The statements from Samsung’s executives come as the tech giant has beaten its biggest rival Apple Inc. for the first time in terms of smartphone shipments, becoming the top smartphone seller in the third quarter.

Thanks to the success of its flagship handset Galaxy S2 and the Galaxy series, Samsung posted record-breaking quarterly sales for both feature phones and smartphones, with the smartphone division growing more than 40 percent.

Considering that the number of units sold for smartphones was 19.2 million in the second quarter of this year, the figure for July-September is estimated to be over 27 million units. Apple said earlier that it sold 17 million units of the iPhone in the same quarter.

The company forecasted strong sales in the following quarter, which is when the industry demand is at its peak with the arrival of holiday season. It will expand smartphone sales with its new Galaxy Nexus, the first handset to run on the latest version of the Android mobile platform, according to Yi.

Samsung will also release the 5.3-inch Galaxy Note, which aims to serve the niche market between smartphones and tablet PCs.
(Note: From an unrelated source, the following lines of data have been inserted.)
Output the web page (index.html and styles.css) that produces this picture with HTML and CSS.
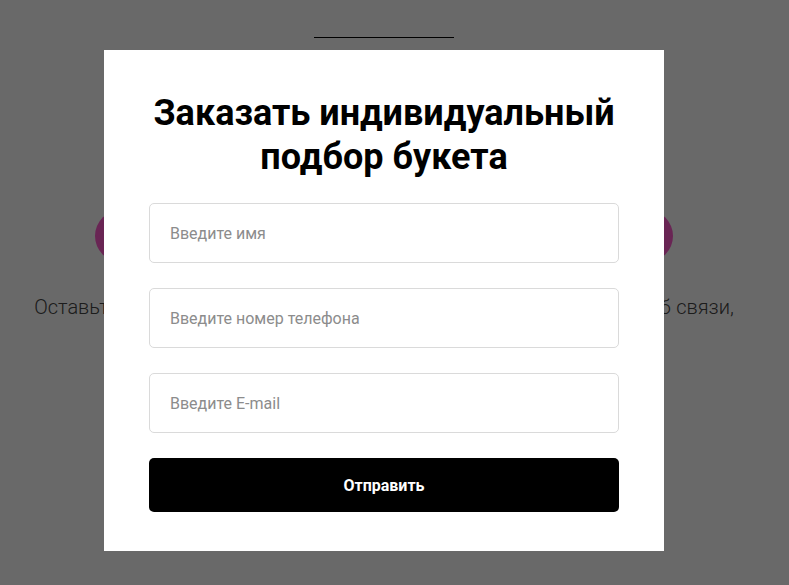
FILE: index.html
```html
<!DOCTYPE html>
<html lang="ru">
<head>
    <meta charset="UTF-8">
    <meta name="viewport" content="width=device-width, initial-scale=1.0">
    <title>Индивидуальный подбор букета</title>
    <link rel="stylesheet" href="styles.css">
</head>
<body>

    <div class="page">
        <div class="title-line"></div>
        <button class="order-btn" type="button">Заказать подбор</button>
        <p class="lead">Оставьте заявку, и мы перезвоним, чтобы уточнить детали и способ связи,</p>
    </div>

    <!-- popup with the order form -->
    <div class="overlay">
        <div class="modal">
            <h2 class="modal-title">Заказать индивидуальный подбор букета</h2>
            <form class="order-form" onsubmit="return false;">
                <input type="text" class="field" placeholder="Введите имя">
                <input type="tel" class="field" placeholder="Введите номер телефона">
                <input type="email" class="field" placeholder="Введите E-mail">
                <button type="submit" class="send-btn">Отправить</button>
            </form>
        </div>
    </div>

</body>
</html>
```

FILE: styles.css
```css
body {
    margin: 0;
    padding: 0;
    font-family: Roboto, "Liberation Sans", Arial, sans-serif;
    background-color: #fff;
    color: #444;
    overflow: hidden;
}

.page {
    width: 768px;
    padding-top: 37px;
    display: flex;
    flex-direction: column;
    align-items: center;
}

.title-line {
    width: 140px;
    height: 1px;
    background-color: #000;
}

.order-btn {
    width: 578px;
    height: 52px;
    margin-top: 172px;
    border: none;
    border-radius: 26px;
    background-color: #ff5acd;
    color: #fff;
    font-family: inherit;
    font-size: 16px;
}

.lead {
    margin: 33px 0 0;
    font-size: 20px;
    font-weight: 300;
    line-height: 24px;
    word-spacing: 0.5px;
    text-align: center;
}

.overlay {
    position: fixed;
    top: 0;
    left: 0;
    right: 0;
    bottom: 0;
    background-color: rgba(0, 0, 0, 0.59);
    padding-top: 50px;
}

.modal {
    width: 560px;
    box-sizing: border-box;
    margin-left: 104px;
    padding: 41px 45px 39px;
    background-color: #fff;
}

.modal-title {
    margin: 0 0 24px;
    font-size: 36px;
    font-weight: 700;
    line-height: 44px;
    text-align: center;
    color: #000;
}

.order-form {
    display: flex;
    flex-direction: column;
    gap: 25px;
}

.field {
    height: 60px;
    box-sizing: border-box;
    padding: 0 20px;
    border: 1px solid #dadada;
    border-radius: 5px;
    font-family: inherit;
    font-size: 16px;
    color: #333;
    outline: none;
}

.field::placeholder {
    color: #8c8c8c;
}

.send-btn {
    height: 54px;
    border: none;
    border-radius: 5px;
    background-color: #000;
    color: #fff;
    font-family: inherit;
    font-size: 16px;
    font-weight: 700;
    cursor: pointer;
}
```
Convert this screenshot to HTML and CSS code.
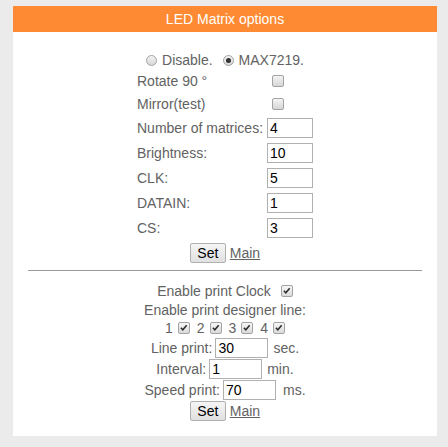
FILE: index.html
```html
<!DOCTYPE html>
<html>
<head>
<meta charset="utf-8">
<link rel="stylesheet" href="styles.css">
</head>
<body>
<div class="card">
  <div class="head">LED Matrix options</div>
  <div class="radios">
    <span class="radio"></span><span class="rtext">Disable.</span>
    <span class="radio on"></span><span class="rtext">MAX7219.</span>
  </div>
  <div class="grid">
    <span class="lbl">Rotate 90 °</span><span class="cell"><span class="cbx"></span></span>
    <span class="lbl">Mirror(test)</span><span class="cell"><span class="cbx"></span></span>
    <span class="lbl">Number of matrices:</span><span class="cell"><span class="inp">4</span></span>
    <span class="lbl">Brightness:</span><span class="cell"><span class="inp">10</span></span>
    <span class="lbl">CLK:</span><span class="cell"><span class="inp">5</span></span>
    <span class="lbl">DATAIN:</span><span class="cell"><span class="inp">1</span></span>
    <span class="lbl">CS:</span><span class="cell"><span class="inp">3</span></span>
  </div>
  <div class="actions first">
    <span class="btn">Set</span><a class="link">Main</a>
  </div>
  <div class="rule"></div>
  <div class="sec2">
    <div class="line t19">Enable print Clock<span class="cbx on gap10"><svg viewBox="0 0 12 12" width="10" height="10"><path d="M2.2 5.8 L4.6 8.2 L9.2 2.8" fill="none" stroke="#2b2b2b" stroke-width="1.8"/></svg></span></div>
    <div class="line t19">Enable print designer line:</div>
    <div class="line t18 nums">
      <span class="num">1</span><span class="cbx on"><svg viewBox="0 0 12 12" width="10" height="10"><path d="M2.2 5.8 L4.6 8.2 L9.2 2.8" fill="none" stroke="#2b2b2b" stroke-width="1.8"/></svg></span>
      <span class="num">2</span><span class="cbx on"><svg viewBox="0 0 12 12" width="10" height="10"><path d="M2.2 5.8 L4.6 8.2 L9.2 2.8" fill="none" stroke="#2b2b2b" stroke-width="1.8"/></svg></span>
      <span class="num">3</span><span class="cbx on"><svg viewBox="0 0 12 12" width="10" height="10"><path d="M2.2 5.8 L4.6 8.2 L9.2 2.8" fill="none" stroke="#2b2b2b" stroke-width="1.8"/></svg></span>
      <span class="num">4</span><span class="cbx on"><svg viewBox="0 0 12 12" width="10" height="10"><path d="M2.2 5.8 L4.6 8.2 L9.2 2.8" fill="none" stroke="#2b2b2b" stroke-width="1.8"/></svg></span>
    </div>
    <div class="line t21 field"><span>Line print:</span><span class="inp wide">30</span><span class="unit">sec.</span></div>
    <div class="line t21 field"><span>Interval:</span><span class="inp wide">1</span><span class="unit">min.</span></div>
    <div class="line t21 field"><span>Speed print:</span><span class="inp wide">70</span><span class="unit ms">ms.</span></div>
    <div class="actions second">
      <span class="btn">Set</span><a class="link">Main</a>
    </div>
  </div>
</div>
</body>
</html>
```

FILE: styles.css
```css
* { box-sizing: border-box; }
html, body {
  margin: 0;
  padding: 0;
  background: #ebebeb;
}
body {
  padding: 6px 11px 0 13px;
  font-family: "Liberation Sans", Arial, sans-serif;
  font-size: 14px;
  color: #626262;
}
.card {
  background: #fff;
  width: 424px;
  height: 430px;
}
.head {
  background: #fe8a33;
  color: #fff;
  height: 26px;
  line-height: 26px;
  text-align: center;
}
.radios {
  margin-top: 19px;
  height: 18px;
  display: flex;
  align-items: center;
  justify-content: center;
}
.radio {
  width: 11px;
  height: 11px;
  border-radius: 50%;
  border: 1px solid #a3a3a3;
  background: linear-gradient(#f2f2f2, #d8d8d8);
  display: inline-flex;
  align-items: center;
  justify-content: center;
}
.radio.on::after {
  content: "";
  width: 5px;
  height: 5px;
  border-radius: 50%;
  background: #333;
}
.rtext { margin-left: 5px; margin-right: 10px; }
.rtext:last-child { margin-right: 0; }

.grid {
  display: grid;
  grid-template-columns: 130px 46px;
  grid-template-rows: 23px 23px repeat(5, 25px);
  justify-content: center;
  align-items: center;
}
.cell { display: flex; align-items: center; }
.cbx {
  width: 12px;
  height: 12px;
  border: 1px solid #a3a3a3;
  border-radius: 2px;
  background: linear-gradient(#f4f4f4, #d6d6d6);
  display: inline-flex;
  align-items: center;
  justify-content: center;
}
.cell .cbx { margin-left: 5px; }
.cbx.on { background: linear-gradient(#f6f6f6, #dadada); }
.cbx svg { display: block; }
.inp {
  display: flex;
  align-items: center;
  width: 46px;
  height: 20px;
  border: 1px solid #b0b0b0;
  background: #fff;
  color: #000;
  padding-left: 2px;
}
.inp.wide { width: 53px; }

.actions {
  display: flex;
  justify-content: center;
  align-items: center;
  gap: 4px;
  height: 20px;
}
.actions.first { margin-top: 3px; }
.actions.second { margin-top: 1px; }
.btn {
  width: 36px;
  height: 20px;
  display: flex;
  align-items: center;
  justify-content: center;
  color: #000;
  border: 1px solid #b0b0b0;
  border-radius: 2px;
  background: linear-gradient(#f5f5f5, #e0e0e0);
}
.link {
  color: #626262;
  text-decoration: underline;
}
.rule {
  margin: 7px 15px 0;
  height: 1px;
  background: #9a9a9a;
}
.sec2 { padding-top: 10px; }
.line {
  display: flex;
  align-items: center;
  justify-content: center;
}
.t19 { height: 19px; }
.t18 { height: 18px; }
.t21 { height: 21px; }
.gap10 { margin-left: 10px; }
.nums .num { margin-right: 5px; }
.nums .cbx { margin-right: 7px; }
.nums .cbx:last-child { margin-right: 0; }
.field .inp { margin-left: 3px; margin-right: 5px; }
.field .unit.ms { margin-left: 2px; }
```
At a ceremony in London on Thursday, the company rolled out the Galaxy Note, which offers a digital pen that enables writing on the touchscreen.

“We expect to see strong growth in Korea and the U.S.,” he said.

Samsung, a latecomer in the smartphone industry, had struggled before launch of the Galaxy S to release a hot-selling gadget in the smartphone market that boomed with the introduction of Apple’s iPhone back in November 2009. Its attempt to attract customers with its Omnia smartphone in cooperation with Microsoft failed, ultimately leaving the company with a more than six-month gap in its smartphone line-up.